Overall, boat wrap used as a covering material impressed me. That surprised me as I had grave reservations about it being used. From what I saw and learned, I would have little now - other than not using some form of rib attachment. Even though I saw with my own eyes the 2 place flying around without any tapes used, I guess I'm just too old to feel comfortable doing it that way on my plane.

Hopefully there were others that attended the seminar that will chip in and add to the discussion, or add more details on their covering process. I waited to report on it here in the hope that someone else with experience, and more literate than I, would. But finally I thought that this information needed to be brought out into the daylight for more people to discuss.

As I mentioned above, Dale Kramer attended the seminar, and I think even he was impressed with the material and processes developed. Like myself, I think he was leery of the lack of attachment (tapes), and also the weight of the material. But we had to admit it worked and flew safely from what we witnessed. Time and experience will tell. Just be warned that if you proceed down this road for covering your plane you will be a real test pilot as compared to Mylar or Tedlar covering. I am only reporting what I saw and learned; I am not advocating anyone's use of it - mandatory statement of release of liability here!

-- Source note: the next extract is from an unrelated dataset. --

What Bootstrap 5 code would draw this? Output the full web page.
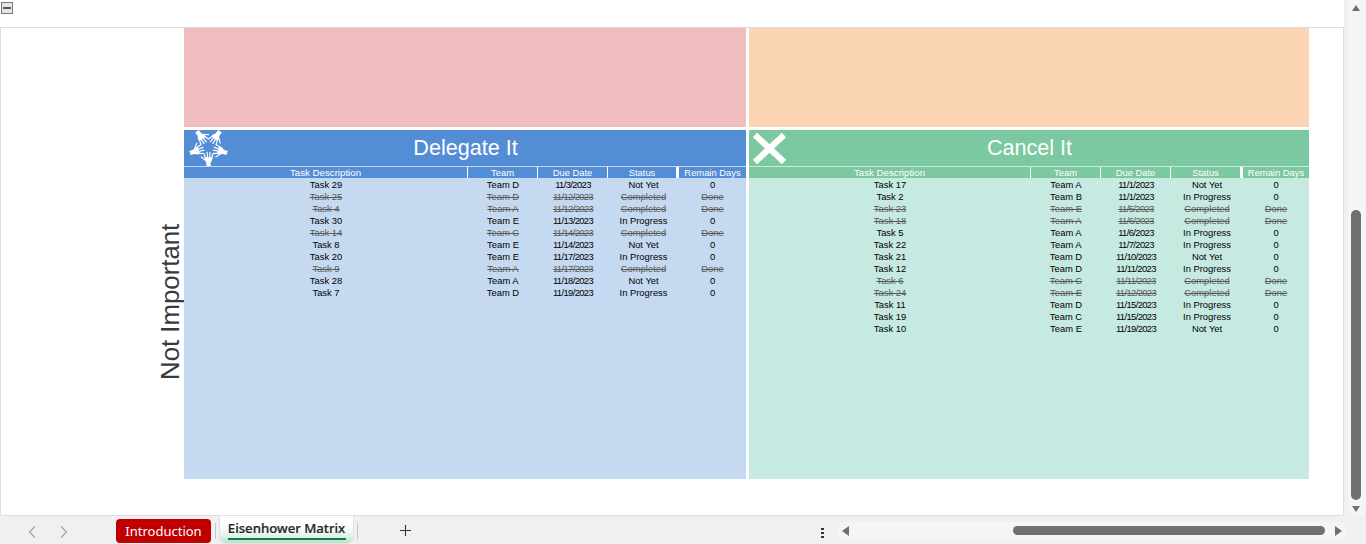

I hope this answers a few of the questions many have had with regard to using boat wrap as an alternate covering material.

Anybody using boat wrap want to add to/correct this information? As I haven't done any actual covering with boat wrap other than playing with it a bit at the convention, I can not be considered an expert by any stretch of the imagination and won't be held liable if you try this and something goes horribly wrong. All I'm doing is reporting on what I saw/learned at the seminar.